Ray Barlow

Personal information
- Full name: Raymond John Barlow
- Date of birth: 17 August 1926
- Place of birth: Swindon, Wiltshire, England
- Date of death: 14 March 2012 (aged 85)
- Place of death: Bridgend, Wales
- Position(s): Left half

Senior career*
- Years: Team / Apps / (Gls)
- 1944–1960: West Bromwich Albion / 403 / (31)
- 1960–1961: Birmingham City / 5 / (0)
- 1961: Stourbridge

International career
- 1954: England / 1 / (0)

= Ray Barlow =

English footballer (1926–2012)

Raymond John Barlow (17 August 1926 – 14 March 2012) was an England international footballer who made more than 400 appearances in the Football League, most of which were for West Bromwich Albion.

==Playing career==

===West Bromwich Albion===
Barlow joined West Bromwich Albion in 1944 and helped them to promotion to the First Division in 1948–49. The team would remain in the top flight for the rest of Barlow's playing career with the club.

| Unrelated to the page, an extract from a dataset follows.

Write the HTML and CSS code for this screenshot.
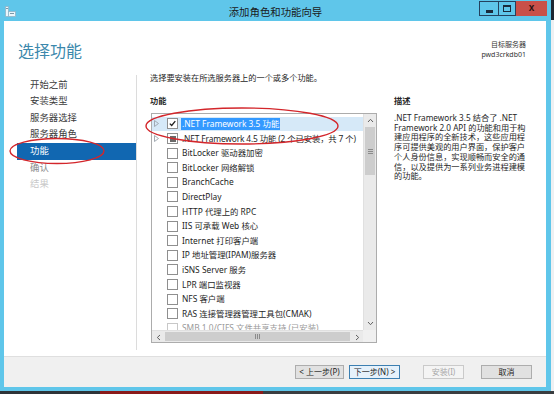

Under the management of Vic Buckingham, he was part of the 1954 FA Cup winning team. In the final West Bromwich Albion beat Preston North End 3–2. This team came close to accomplishing a League and Cup double that year, but finished runners-up in the League behind Wolverhampton by four points.

Barlow remained a regular in midfield until 1960, by which time players like Derek Kevan, Bobby Robson and Dave Burnside were all playing.

===Birmingham City===
Barlow joined Albion's neighbours Birmingham City in 1960. He ended his playing career with non-League Stourbridge in 1961 after only a handful of appearances for the Blues.

===International career===
Barlow won just one cap for England, in a Home Championship match against Northern Ireland on 2 October 1954 which England won 2–0. This was an experimental England side which contained seven debutants. Johnny Haynes, who also made his debut in that match was the only player who would become an England regular. Besides this, Barlow had two outings for England B and four for the Football League XI, and an FA tour of South America.

==After retirement==
After retirement, Barlow went on to run a tobacconist's and sweet shop in West Bromwich and then a post office in Stourbridge.

==Legacy==
In 2004 Barlow was named as one of West Bromwich Albion's 16 greatest players, in a poll organised as part of the club's 125th anniversary celebrations. He was described by Bobby Robson as one of the best players he had played alongside. In his autobiography Bobby Moore said that he modelled his game on Barlow.

Barlow was the last surviving member of the team that won the FA Cup in 1954 against Preston North End. He died on 14 March 2012, aged 85, after a long illness. The flags at The Hawthorns were lowered to half-mast on the day of Barlow's funeral, and a minute's applause was held at The Hawthorns before West Brom's game against Newcastle United on 25 March.